A second hybrid is called “DIRMO” (Direct + Multiple Output), which establishes a spectrum of models bounded by the direct and MIMO approaches described above.
In MIMO forecasting we modeled the entire horizon of \(h \in \{1, \ldots, H\}\) with a single multivariate forecasting function \(\hat{F}\). In DIRMO forecasting, we instead split the horizon into \(I\) blocks, each of size \(s: 1 \le s \le H\). The future observations in each of these blocks will be forecasted with a separate forecasting function:
\[\begin{aligned} (\hat{y}_{N+1}, \ldots, \hat{y}_{N+s}) &= \hat{F_1}(y_{N-d+1}, \ldots, y_N) \\ &\vdots \\ (\hat{y}_{N+s(i-1)+1}, \ldots, \hat{y}_{N+si}) &= \hat{F_i}(y_{N-d+1}, \ldots, y_N) \\ &\vdots \\ (\hat{y}_{N+H-s+1}, \ldots, \hat{y}_{N+H}) &= \hat{F_I}(y_{N-d+1}, \ldots, y_N) \end{aligned}\]
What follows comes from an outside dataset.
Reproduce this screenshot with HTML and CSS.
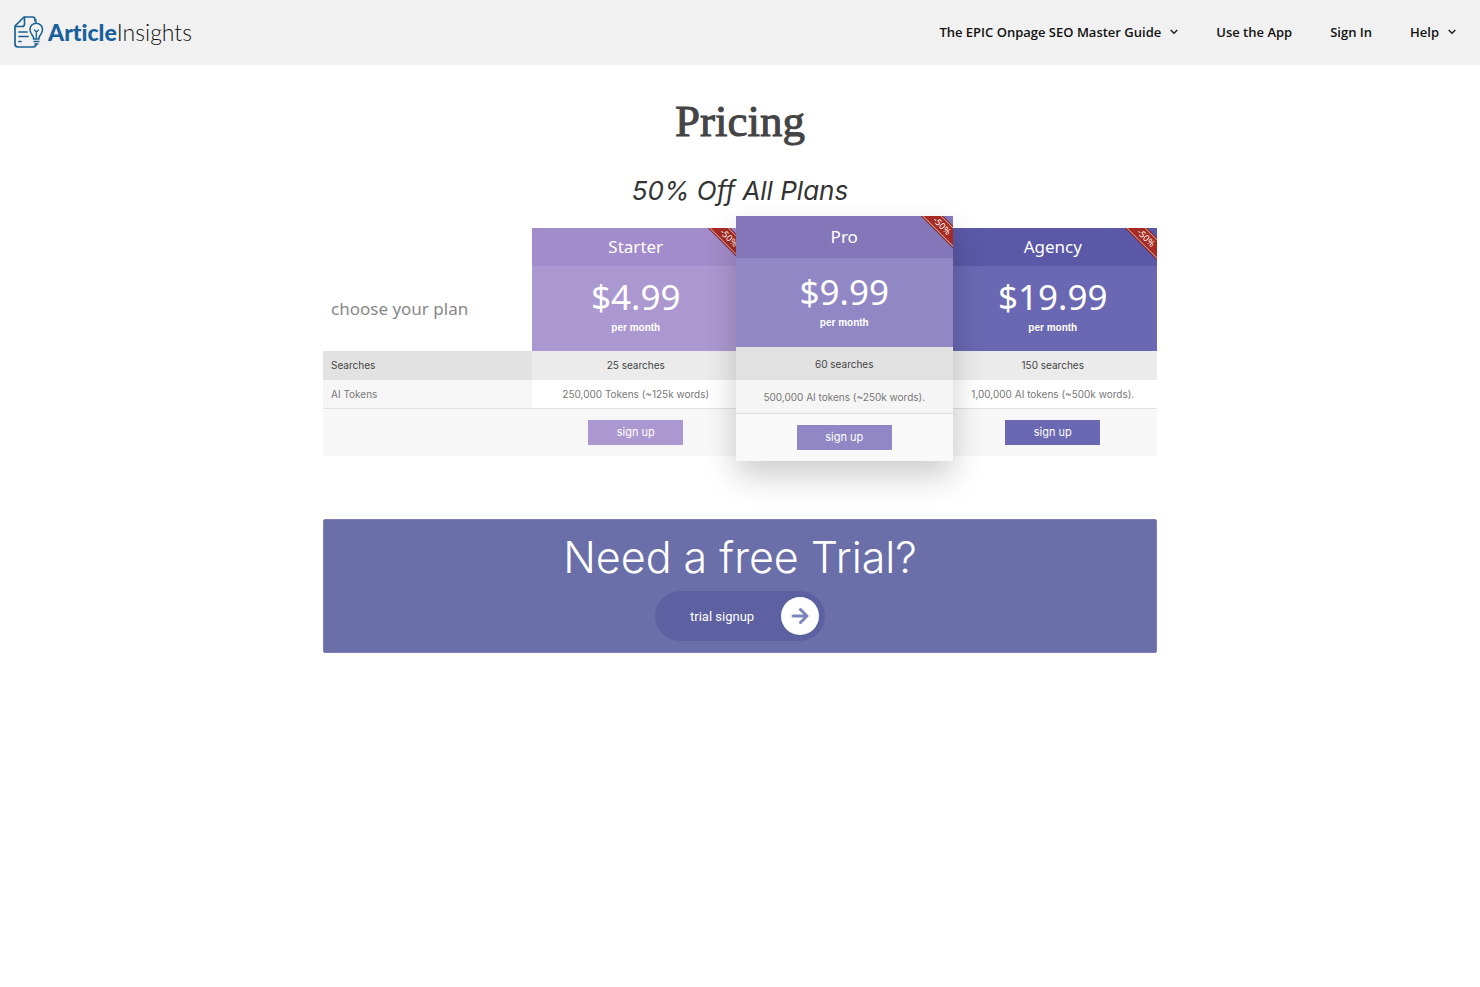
FILE: index.html
```html
<!DOCTYPE html>
<html lang="en">
<head>
    <meta charset="UTF-8">
    <meta name="viewport" content="width=device-width, initial-scale=1.0">
    <title>Pricing - ArticleInsights</title>
    <link rel="stylesheet" href="styles.css">
</head>
<body>

    <!-- Top Bar -->
    <header class="site-header">
        <a href="#" class="logo">
            <svg class="logo-icon" width="30" height="32" viewBox="0 0 30 32" fill="none" stroke="#1c6294" stroke-width="1.700" stroke-linecap="round" stroke-linejoin="round">
                <path d="M21 5V3.500Q21 1 18.500 1H10L1 10V28Q1 31 4 31H19Q22 31 22 28"/>
                <path d="M10.500 1.500V8Q10.500 10.500 8 10.500H1.500"/>
                <path d="M5 16H13M5 20.500H14M5 25.500H7"/>
                <path d="M19.500 23V21.500C19 19 16 18 16 13.500A6.200 6.200 0 0 1 28.500 13.500C28.500 18 25.500 19 25 21.500V23Z" stroke-width="1.500"/>
                <path d="M20 25.500H25M21 28H24M22.300 22V16L20.500 14M22.300 16L24.500 14M22 7V4" stroke-width="1.300"/>
            </svg>
            <span class="logo-text"><b>Article</b>Insights</span>
        </a>
        <nav class="main-nav">
            <a href="#">The EPIC Onpage SEO Master Guide
                <svg width="8" height="6" viewBox="0 0 8 6" fill="none" stroke="#222" stroke-width="1.500"><path d="M.7 1L4 4.300 7.300 1"/></svg>
            </a>
            <a href="#">Use the App</a>
            <a href="#">Sign In</a>
            <a href="#">Help
                <svg width="8" height="6" viewBox="0 0 8 6" fill="none" stroke="#222" stroke-width="1.500"><path d="M.7 1L4 4.300 7.300 1"/></svg>
            </a>
        </nav>
    </header>

    <main class="container">
        <h1>Pricing</h1>
        <h2>50% Off All Plans</h2>

        <!-- Pricing Table -->
        <section class="pricing">
            <div class="plan labels">
                <div class="plan-intro">choose your plan</div>
                <ul>
                    <li>Searches</li>
                    <li>AI Tokens</li>
                </ul>
                <div class="plan-footer"></div>
            </div>

            <div class="plan starter">
                <span class="ribbon"><span>-50%</span></span>
                <h3>Starter</h3>
                <div class="price"><strong>$4.99</strong><small>per month</small></div>
                <ul>
                    <li>25 searches</li>
                    <li>250,000 Tokens (~125k words)</li>
                </ul>
                <div class="plan-footer"><button type="button">sign up</button></div>
            </div>

            <div class="plan pro">
                <span class="ribbon"><span>-50%</span></span>
                <h3>Pro</h3>
                <div class="price"><strong>$9.99</strong><small>per month</small></div>
                <ul>
                    <li>60 searches</li>
                    <li>500,000 AI tokens (~250k words).</li>
                </ul>
                <div class="plan-footer"><button type="button">sign up</button></div>
            </div>

            <div class="plan agency">
                <span class="ribbon"><span>-50%</span></span>
                <h3>Agency</h3>
                <div class="price"><strong>$19.99</strong><small>per month</small></div>
                <ul>
                    <li>150 searches</li>
                    <li>1,00,000 AI tokens (~500k words).</li>
                </ul>
                <div class="plan-footer"><button type="button">sign up</button></div>
            </div>
        </section>

        <!-- Free Trial -->
        <section class="trial">
            <p>Need a free Trial?</p>
            <a href="#" class="trial-btn">
                <span class="trial-label">trial signup</span>
                <span class="trial-arrow">
                    <svg width="18" height="18" viewBox="0 0 18 18" fill="none" stroke="#7f85bb" stroke-width="3" stroke-linecap="round" stroke-linejoin="round"><path d="M2 9H16M9.500 2.500L16 9L9.500 15.500"/></svg>
                </span>
            </a>
        </section>
    </main>

</body>
</html>
```
FILE: styles.css
```css
/* Global Styles */
* {
    box-sizing: border-box;
}

body {
    font-family: Inter, "Open Sans", sans-serif;
    background-color: #fff;
    margin: 0;
}

a {
    color: inherit;
    text-decoration: none;
}

/* Header */
.site-header {
    display: flex;
    justify-content: space-between;
    align-items: center;
    height: 65px;
    padding: 0 24px 2px 14px;
    background-color: #f1f1f1;
}

.logo {
    display: flex;
    align-items: center;
    gap: 4px;
}

.logo-text {
    font-family: Lato, sans-serif;
    font-size: 23px;
    font-weight: 300;
    font-variant-ligatures: none;
    color: #111;
}

.logo-text b {
    font-weight: 900;
    color: #17609a;
}

.main-nav {
    display: flex;
    gap: 38px;
    font-family: "Open Sans", sans-serif;
    font-size: 13px;
    font-weight: 600;
    color: #111;
}

.main-nav a {
    display: flex;
    align-items: center;
    gap: 9px;
}

/* Headings */
.container {
    width: 90%;
    max-width: 834px;
    margin: 0 auto;
}

h1, h2, h3 {
    margin: 0;
    text-align: center;
}

h1 {
    padding-top: 28px;
    font-family: "Liberation Serif", serif;
    font-size: 45px;
    line-height: 56px;
    font-weight: 400;
    color: #444;
    -webkit-text-stroke: 1px #444;
}

h2 {
    margin-top: 26px;
    font-size: 26px;
    line-height: 32px;
    font-weight: 400;
    font-style: italic;
    color: #333;
}

/* Pricing Table */
.pricing {
    display: grid;
    grid-template-columns: repeat(4, 1fr);
    align-items: end;
    margin-top: 9px;
}

.plan {
    position: relative;
    margin-bottom: 5px;
    text-align: center;
    font-size: 10px;
    color: #777;
}

.plan h3 {
    font-family: "Noto Sans", sans-serif;
    font-size: 17px;
    line-height: 38px;
    font-weight: 400;
    color: #fff;
}

.price {
    display: flex;
    flex-direction: column;
    align-items: center;
    height: 85px;
    padding-top: 6px;
    color: #fff;
}

.price strong {
    font-family: "Noto Sans", sans-serif;
    font-size: 35px;
    line-height: 49px;
    font-weight: 400;
}

.price small {
    font-family: "Liberation Sans", sans-serif;
    font-size: 10px;
    line-height: 13px;
    font-weight: 700;
}

.plan ul {
    list-style: none;
    margin: 0;
    padding: 0;
}

.plan li {
    height: 29px;
    line-height: 29px;
    background-color: #fff;
    border-bottom: 1px solid #e1e1e1;
    white-space: nowrap;
}

.plan li:first-child {
    color: #444;
    background-color: #ebebeb;
    border-bottom: none;
}

.plan-footer {
    display: flex;
    justify-content: center;
    height: 47px;
    padding-top: 11px;
    background-color: #f7f7f7;
}

.plan-footer button {
    width: 95px;
    height: 25px;
    padding: 0 0 1px;
    border: none;
    font-family: inherit;
    font-size: 11px;
    color: #fff;
    cursor: pointer;
}

.labels {
    text-align: left;
}

.plan-intro {
    padding: 0 8px 29px;
    font-family: "Noto Sans", sans-serif;
    font-size: 17px;
    line-height: 26px;
    color: #888;
}

.labels li {
    padding-left: 8px;
    background-color: #f6f6f6;
}

.labels li:first-child {
    background-color: #e2e2e2;
}

.starter h3 {
    background-color: #a28ccb;
}

.starter .price, .starter button {
    background-color: #ac98d1;
}

.agency h3 {
    background-color: #5b58a7;
}

.agency .price, .agency button {
    background-color: #6a68b2;
}

/* Featured plan is a little larger than its neighbours */
.pro {
    z-index: 1;
    margin: 0 -4px;
    box-shadow: 0 15px 30px rgba(0, 0, 0, 0.2);
}

.pro h3 {
    line-height: 42px;
    background-color: #8377ba;
}

.pro .price {
    height: 89px;
    padding-top: 9px;
    background-color: #9187c5;
}

.pro li {
    height: 34px;
    line-height: 34px;
    background-color: #f5f5f5;
}

.pro li:first-child {
    height: 33px;
    background-color: #e1e1e1;
}

.pro .plan-footer {
    background-color: #f9f9f9;
}

.pro button {
    background-color: #9187c5;
}

/* Discount ribbon in the corner */
.ribbon {
    position: absolute;
    top: 0;
    right: 0;
    width: 32px;
    height: 32px;
    overflow: hidden;
}

.ribbon span {
    position: absolute;
    top: 3px;
    right: -19px;
    width: 60px;
    font-family: "Noto Sans", sans-serif;
    font-size: 9px;
    line-height: 12px;
    color: #fff;
    background-color: #a52a22;
    border: 1px solid #d9a59c;
    outline: 1px solid #8f2320;
    transform: rotate(45deg);
}

/* Free Trial */
.trial {
    display: flex;
    flex-direction: column;
    align-items: center;
    margin-top: 58px;
    padding: 11px 0;
    background-color: #6a6ea9;
    border: 1px solid #7d80b3;
    border-radius: 2px;
}

.trial p {
    margin: 0 0 8px;
    font-size: 43px;
    line-height: 52px;
    font-weight: 300;
    color: #fff;
}

.trial-btn {
    display: flex;
    align-items: center;
    justify-content: space-between;
    width: 170px;
    height: 50px;
    padding: 0 6px 0 35px;
    border-radius: 25px;
    background-color: #5d61a1;
}

.trial-label {
    font-family: Roboto, sans-serif;
    font-size: 13px;
    color: #fff;
}

.trial-arrow {
    display: flex;
    align-items: center;
    justify-content: center;
    width: 38px;
    height: 38px;
    border-radius: 50%;
    background-color: #fff;
}
```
Where for each \(i \in \{1, \ldots, I\}\), the forecast function \(\hat{F_i}: \mathbb{R}^d \rightarrow \mathbb{R}^s\).
Note two important edge cases. When \(s=H\), then we have only a single forecasting function, and return to MIMO forecasting. When \(s=1\), then each forecasting function returns only a single output, and we have returned to direct forecasting.
Strengths of DIRMO forecasting:
Loses nothing: The framework above could collapse to either MIMO or direct forcasting if and when those techniques fit the data best, or it could suggest a new approach at an optimal balance point between the two techniques.
Allows the far future to differ mechanically from the near future: By breaking the MIMO horizon into blocks, we allow the rules which govern far-future blocks to be different than those which estimate the near-future blocks.
Weaknesses of DIRMO forecasting:
Heavily resource-intensive: We now need to estimate multiple multivariate functions, and in fact will need to repeat this many times if we are optimizing the choice of block size \(s\).
Parameter-dependent The block size \(s\) will affect our explanatory power and model metrics, and different datasets will benefit from different sizes of \(s\) in ways which can’t easily be predicted and will be subject to overfitting when estimated from our dataset.